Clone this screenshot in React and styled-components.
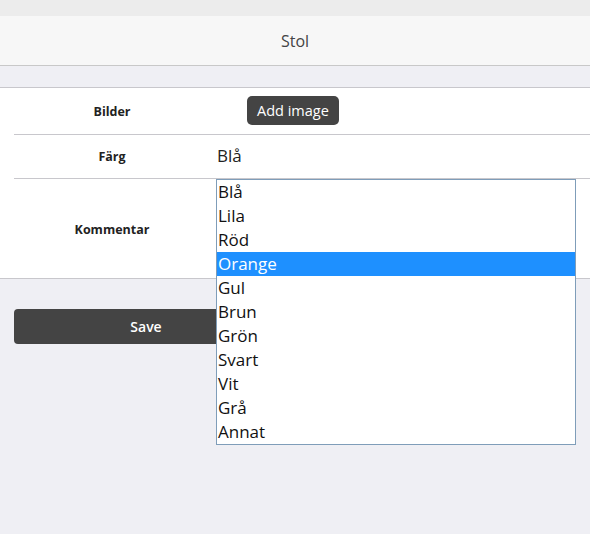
import { useState } from "react"
import styled, { createGlobalStyle } from "styled-components"

const GlobalStyle = createGlobalStyle`
  html, body {
    margin: 0;
    padding: 0;
    background: #efeff4;
    font-family: "Open Sans", "Liberation Sans", sans-serif;
  }
`

const colors = ["Blå", "Lila", "Röd", "Orange", "Gul", "Brun", "Grön", "Svart", "Vit", "Grå", "Annat"]

export default function App() {
  const [hovered, setHovered] = useState(3)

  return <Page>
    <GlobalStyle />
    <TopStrip />
    <Header>Stol</Header>
    <Spacer />
    <Form>
      <Row $height={46}>
        <Label>Bilder</Label>
        <Value>
          <AddButton>Add image</AddButton>
        </Value>
      </Row>
      <Row $height={43}>
        <Label>Färg</Label>
        <Value>
          <Selected>Blå</Selected>
          <DropList>
            {colors.map((c, i) => (
              <Option key={c} $active={i === hovered} onMouseEnter={() => setHovered(i)}>{c}</Option>
            ))}
          </DropList>
        </Value>
      </Row>
      <Row $height={99} $last>
        <Label $offset={2}>Kommentar</Label>
        <Value />
      </Row>
    </Form>
    <Actions>
      <SaveButton>Save</SaveButton>
    </Actions>
  </Page>
}

const Page = styled.div`
  width: 590px;
  min-height: 534px;
  background: #efeff4;
`

const TopStrip = styled.div`
  height: 16px;
  background: #ececec;
`

const Header = styled.div`
  height: 49px;
  background: #f7f7f7;
  border-bottom: 1px solid #c8c8c8;
  display: flex;
  align-items: center;
  justify-content: center;
  font-size: 16px;
  color: #444;
`

const Spacer = styled.div`
  height: 21px;
  border-bottom: 1px solid #c8c7cc;
`

const Form = styled.div`
  background: #fff;
  padding-left: 14px;
  border-bottom: 1px solid #c8c7cc;
`

const Row = styled.div`
  height: ${p => p.$height}px;
  display: grid;
  grid-template-columns: 196px 1fr;
  align-items: center;
  border-bottom: ${p => p.$last ? "none" : "1px solid #c8c7cc"};
`

const Label = styled.div`
  text-align: center;
  font-size: 12.5px;
  font-weight: 700;
  color: #222;
  margin-top: ${p => p.$offset || 0}px;
`

const Value = styled.div`
  position: relative;
  padding-left: 6px;
  height: 100%;
  display: flex;
  align-items: center;
`

const AddButton = styled.button`
  margin-left: 31px;
  margin-top: -2px;
  height: 29px;
  padding: 0 10px;
  border: none;
  border-radius: 5px;
  background: #444;
  color: #fff;
  font-family: "Open Sans", "Liberation Sans", sans-serif;
  font-size: 14.5px;
  cursor: pointer;
`

const Selected = styled.span`
  font-size: 17px;
  color: #222;
  margin-left: 1px;
  margin-top: -2px;
`

const DropList = styled.ul`
  position: absolute;
  top: calc(100% + 1px);
  left: 6px;
  width: 358px;
  margin: 0;
  padding: 0;
  list-style: none;
  background: #fff;
  border: 1px solid #7f9db9;
  z-index: 10;
`

const Option = styled.li`
  height: 24px;
  line-height: 23px;
  padding-left: 1px;
  font-size: 17px;
  color: ${p => p.$active ? "#fff" : "#111"};
  background: ${p => p.$active ? "#1e90ff" : "transparent"};
  cursor: default;
`

const Actions = styled.div`
  padding: 30px 0 0 14px;
`

const SaveButton = styled.button`
  width: 264px;
  height: 35px;
  border: none;
  border-radius: 4px;
  background: #444;
  color: #fff;
  font-family: "Open Sans", "Liberation Sans", sans-serif;
  font-size: 14px;
  font-weight: 600;
`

* * * *

◆ Task requirements ◆
Please take the lines from the beginning of the data above through the line holding "const [hovered, setHovered] = useState(3)" and transcribe them exactly, without any pictures.

◆ Result for this task ◆
Clone this screenshot in React and styled-components.
import { useState } from "react"
import styled, { createGlobalStyle } from "styled-components"

const GlobalStyle = createGlobalStyle`
  html, body {
    margin: 0;
    padding: 0;
    background: #efeff4;
    font-family: "Open Sans", "Liberation Sans", sans-serif;
  }
`

const colors = ["Blå", "Lila", "Röd", "Orange", "Gul", "Brun", "Grön", "Svart", "Vit", "Grå", "Annat"]

export default function App() {
  const [hovered, setHovered] = useState(3)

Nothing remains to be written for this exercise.